Ariel: Not as funny as Semi-Sexy Jesus telling Minibon-Hair Girl to pretend he was her father and her saying, "Grandfather, maybe," under her breath.
Sasha: No, but still pretty funny.
Ariel: Okay, I do have to admit that by the time she jumped down off the last building and was just walking around again, I was starting to get a little tired of the stunty-ness.
Sasha: I was like, geez, lady, you could have just called a taxi.
Ariel: Maybe not, though, because maybe they got rid of all the taxis.
Sasha: Why would they do that?
Ariel: Didn't this whole entire series of movies and shows start because of people being mad about taxis on trade routes?
Sasha: Uh ... sure. Let's just go with that for the reason she stunt-jumped her way across the whole city.
Ariel: Cause if there'd been a taxi for her to take, she could have gotten across the city in time to get into a big lightsaber fight with Semi-Sexy Jesus instead of there being time for her boss to catch up and fuss at her.
Sasha: That was the funniest part! It's just stunt after stunt after stunt after stunt, and all that effort doesn't even get her anywhere except in trouble at her job.
Ariel: She really ought to get a clue from the way her work treats her that she's not on the right side.
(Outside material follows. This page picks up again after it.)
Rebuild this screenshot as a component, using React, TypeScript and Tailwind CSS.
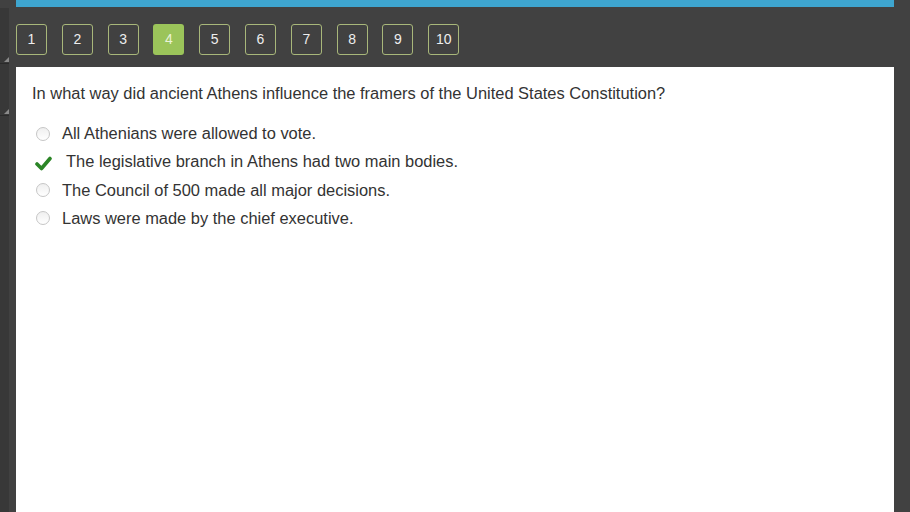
import React from "react";

const options = [
  { text: "All Athenians were allowed to vote.", correct: false },
  { text: "The legislative branch in Athens had two main bodies.", correct: true },
  { text: "The Council of 500 made all major decisions.", correct: false },
  { text: "Laws were made by the chief executive.", correct: false },
];

const pages = [1, 2, 3, 4, 5, 6, 7, 8, 9, 10];

export default function App() {
  return (
    <div
      className="relative w-[910px] h-[512px] overflow-hidden bg-[#414141] flex"
      style={{ fontFamily: '"Liberation Sans", Arial, sans-serif' }}
    >
      {/* left tool strip */}
      <div className="w-[16px] shrink-0 flex flex-col">
        <div className="h-[8px]" />
        <div className="h-[56px] w-[9px] bg-[#383838] border-b border-[#2a2a2a] relative">
          <span className="absolute right-0 bottom-[1px] w-0 h-0 border-l-[5px] border-l-transparent border-b-[5px] border-b-[#8a8a8a]" />
        </div>
        <div className="h-[52px] w-[9px] bg-[#383838] border-b border-[#2a2a2a] relative">
          <span className="absolute right-0 bottom-[1px] w-0 h-0 border-l-[5px] border-l-transparent border-b-[5px] border-b-[#8a8a8a]" />
        </div>
        <div className="flex-1 w-[9px] bg-[#383838]" />
      </div>

      <div className="w-[878px] shrink-0 flex flex-col">
        <div className="h-[7px] bg-[#3ea5cf]" />

        {/* question nav */}
        <div className="h-[60px] flex items-start pt-[17px] gap-[14.8px]">
          {pages.map((p) =>
            p === 4 ? (
              <div
                key={p}
                className="w-[31px] h-[31px] rounded-[3px] bg-[#9bc45a] text-[#e9f3d8] text-[14px] flex items-center justify-center"
              >
                {p}
              </div>
            ) : (
              <div
                key={p}
                className="w-[31px] h-[31px] rounded-[3px] border border-[#a8b77a] text-[#eeeeee] text-[14px] flex items-center justify-center"
              >
                {p}
              </div>
            )
          )}
        </div>

        {/* question panel */}
        <div className="flex-1 bg-white pl-[16px] pt-[16px]">
          <p className="text-[16.45px] text-[#333333] leading-[20px]">
            In what way did ancient Athens influence the framers of the United States Constitution?
          </p>
          <div className="mt-[20.5px] flex flex-col gap-[8.2px]">
            {options.map((o) => (
              <div key={o.text} className="flex items-center h-[20px] text-[16.45px] text-[#333333]">
                <div className="w-[30px] pl-[4px] flex items-center">
                  {o.correct ? (
                    <svg width="17" height="15" viewBox="0 0 17 15" className="ml-[-1px] mt-[3px]">
                      <path d="M2 8 L6.5 12.5 L15 2.5" fill="none" stroke="#2b8526" strokeWidth="3.6" strokeLinecap="round" strokeLinejoin="round" />
                    </svg>
                  ) : (
                    <span className="block w-[14px] h-[14px] rounded-full border border-[#c6c6c6] bg-gradient-to-b from-[#efefef] to-[#ffffff]" />
                  )}
                </div>
                <span className={o.correct ? "pl-[4px]" : ""}>{o.text}</span>
              </div>
            ))}
          </div>
        </div>
      </div>
      <div className="flex-1" />
    </div>
  );
}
Like, her co-workers are dinguses to her, and her boss is always criticizing her ...
Sasha: Yeah, he's the Reprimand Inquisitor.
Ariel: It's no wonder she up and stabs him.
Sasha: Probably he could have avoided that if he'd read some management books or something.
Ariel: You'd think Big Space Politician would have written some books on his way up the politicianing ladder, and then once he turned into Emperor Prunepatine, he would have ordered everybody to read them.
Sasha: Nah, if he wrote any books, they'd have titles like, Why I'm Really Just a Kindly Old Dude and You Can Totally Trust Me with All the Power in the Whole Galaxy. And if you read them, all you'd get out of it was, "Man, I'm totally voting for this guy."
Ariel: That's true I guess.
Sasha: Not that it has much to do with the Semi-Sexy Jesus Show.
Ariel: Yeah. Do you think we're out of stuff to say for now, then?
Sasha: I am if you are.
Ariel: Well ... I do have one other thing I wanted to say I liked about the first episode.
Sasha: Am I going to regret this if I ask you what it is?
Ariel: Mmmmaybe ...
Sasha: Fine, what was the other thing you liked about the first episode.
Ariel: It was when Semi-Sexy Jesus was at his ray-filleting job, and his boss was being just as big of a jerk-bag as the Reprimand Inquisitor was to GQ Lady, and it looked like Semi-Sexy Jesus was going to really tell him off, only he didn't, and I thought that was a real shame.
Sasha: Why's that?
Ariel: Because if he told him off, then they could have had ...
Sasha: I knew I was going to regret this.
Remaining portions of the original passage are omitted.